** START OF DATASET SECTION **

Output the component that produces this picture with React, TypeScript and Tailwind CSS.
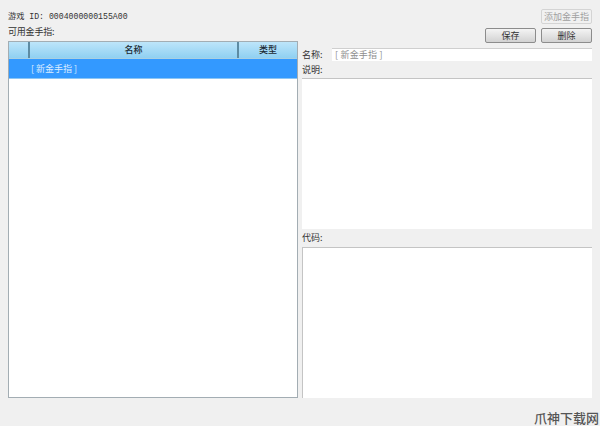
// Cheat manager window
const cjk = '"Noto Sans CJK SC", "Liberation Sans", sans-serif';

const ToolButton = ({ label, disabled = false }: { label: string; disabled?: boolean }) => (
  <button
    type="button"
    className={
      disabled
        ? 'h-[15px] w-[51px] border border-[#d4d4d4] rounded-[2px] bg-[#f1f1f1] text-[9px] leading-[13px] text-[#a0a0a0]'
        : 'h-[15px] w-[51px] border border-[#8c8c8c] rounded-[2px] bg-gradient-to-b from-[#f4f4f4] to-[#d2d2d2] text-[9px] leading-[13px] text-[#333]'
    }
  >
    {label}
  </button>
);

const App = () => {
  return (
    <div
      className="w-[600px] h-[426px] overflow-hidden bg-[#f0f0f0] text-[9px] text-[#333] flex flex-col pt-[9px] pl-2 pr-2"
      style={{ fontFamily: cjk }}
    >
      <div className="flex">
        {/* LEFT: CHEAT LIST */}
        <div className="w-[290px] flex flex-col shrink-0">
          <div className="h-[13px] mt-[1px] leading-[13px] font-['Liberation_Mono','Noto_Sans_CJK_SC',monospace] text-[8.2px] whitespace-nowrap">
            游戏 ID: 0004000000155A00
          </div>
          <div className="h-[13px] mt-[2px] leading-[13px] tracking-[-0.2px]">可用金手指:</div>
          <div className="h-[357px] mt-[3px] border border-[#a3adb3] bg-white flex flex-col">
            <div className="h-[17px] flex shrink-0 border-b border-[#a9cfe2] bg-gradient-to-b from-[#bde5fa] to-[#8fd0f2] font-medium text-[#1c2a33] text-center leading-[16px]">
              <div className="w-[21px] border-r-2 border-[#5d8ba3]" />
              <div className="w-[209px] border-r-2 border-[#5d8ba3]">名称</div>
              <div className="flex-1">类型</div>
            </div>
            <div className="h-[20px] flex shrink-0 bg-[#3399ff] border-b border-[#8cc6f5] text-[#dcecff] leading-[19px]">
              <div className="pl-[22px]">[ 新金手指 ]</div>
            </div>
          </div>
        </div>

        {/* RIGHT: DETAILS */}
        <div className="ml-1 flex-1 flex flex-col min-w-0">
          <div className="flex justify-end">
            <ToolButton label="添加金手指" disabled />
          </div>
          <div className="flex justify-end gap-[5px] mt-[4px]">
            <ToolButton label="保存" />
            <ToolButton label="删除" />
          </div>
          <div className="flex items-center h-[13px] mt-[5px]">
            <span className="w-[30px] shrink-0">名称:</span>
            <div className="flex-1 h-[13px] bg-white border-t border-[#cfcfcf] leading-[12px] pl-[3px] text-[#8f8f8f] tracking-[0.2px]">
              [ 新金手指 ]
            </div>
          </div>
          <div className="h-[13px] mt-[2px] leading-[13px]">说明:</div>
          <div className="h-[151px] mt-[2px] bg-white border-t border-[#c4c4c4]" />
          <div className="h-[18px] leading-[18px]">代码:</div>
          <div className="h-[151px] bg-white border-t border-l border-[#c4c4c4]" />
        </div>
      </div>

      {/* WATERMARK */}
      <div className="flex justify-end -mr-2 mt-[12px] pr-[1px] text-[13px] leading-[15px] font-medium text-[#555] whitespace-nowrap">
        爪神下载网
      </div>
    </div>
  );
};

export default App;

** END OF DATASET SECTION **

Your copy of the data should match it exactly, except that pictures are left out.

ANSWER FOR THIS EXERCISE
Output the component that produces this picture with React, TypeScript and Tailwind CSS.
// Cheat manager window
const cjk = '"Noto Sans CJK SC", "Liberation Sans", sans-serif';

const ToolButton = ({ label, disabled = false }: { label: string; disabled?: boolean }) => (
  <button
    type="button"
    className={
      disabled
        ? 'h-[15px] w-[51px] border border-[#d4d4d4] rounded-[2px] bg-[#f1f1f1] text-[9px] leading-[13px] text-[#a0a0a0]'
        : 'h-[15px] w-[51px] border border-[#8c8c8c] rounded-[2px] bg-gradient-to-b from-[#f4f4f4] to-[#d2d2d2] text-[9px] leading-[13px] text-[#333]'
    }
  >
    {label}
  </button>
);

const App = () => {
  return (
    <div
      className="w-[600px] h-[426px] overflow-hidden bg-[#f0f0f0] text-[9px] text-[#333] flex flex-col pt-[9px] pl-2 pr-2"
      style={{ fontFamily: cjk }}
    >
      <div className="flex">
        {/* LEFT: CHEAT LIST */}
        <div className="w-[290px] flex flex-col shrink-0">
          <div className="h-[13px] mt-[1px] leading-[13px] font-['Liberation_Mono','Noto_Sans_CJK_SC',monospace] text-[8.2px] whitespace-nowrap">
            游戏 ID: 0004000000155A00
          </div>
          <div className="h-[13px] mt-[2px] leading-[13px] tracking-[-0.2px]">可用金手指:</div>
          <div className="h-[357px] mt-[3px] border border-[#a3adb3] bg-white flex flex-col">
            <div className="h-[17px] flex shrink-0 border-b border-[#a9cfe2] bg-gradient-to-b from-[#bde5fa] to-[#8fd0f2] font-medium text-[#1c2a33] text-center leading-[16px]">
              <div className="w-[21px] border-r-2 border-[#5d8ba3]" />
              <div className="w-[209px] border-r-2 border-[#5d8ba3]">名称</div>
              <div className="flex-1">类型</div>
            </div>
            <div className="h-[20px] flex shrink-0 bg-[#3399ff] border-b border-[#8cc6f5] text-[#dcecff] leading-[19px]">
              <div className="pl-[22px]">[ 新金手指 ]</div>
            </div>
          </div>
        </div>

        {/* RIGHT: DETAILS */}
        <div className="ml-1 flex-1 flex flex-col min-w-0">
          <div className="flex justify-end">
            <ToolButton label="添加金手指" disabled />
          </div>
          <div className="flex justify-end gap-[5px] mt-[4px]">
            <ToolButton label="保存" />
            <ToolButton label="删除" />
          </div>
          <div className="flex items-center h-[13px] mt-[5px]">
            <span className="w-[30px] shrink-0">名称:</span>
            <div className="flex-1 h-[13px] bg-white border-t border-[#cfcfcf] leading-[12px] pl-[3px] text-[#8f8f8f] tracking-[0.2px]">
              [ 新金手指 ]
            </div>
          </div>
          <div className="h-[13px] mt-[2px] leading-[13px]">说明:</div>
          <div className="h-[151px] mt-[2px] bg-white border-t border-[#c4c4c4]" />
          <div className="h-[18px] leading-[18px]">代码:</div>
          <div className="h-[151px] bg-white border-t border-l border-[#c4c4c4]" />
        </div>
      </div>

      {/* WATERMARK */}
      <div className="flex justify-end -mr-2 mt-[12px] pr-[1px] text-[13px] leading-[15px] font-medium text-[#555] whitespace-nowrap">
        爪神下载网
      </div>
    </div>
  );
};

export default App;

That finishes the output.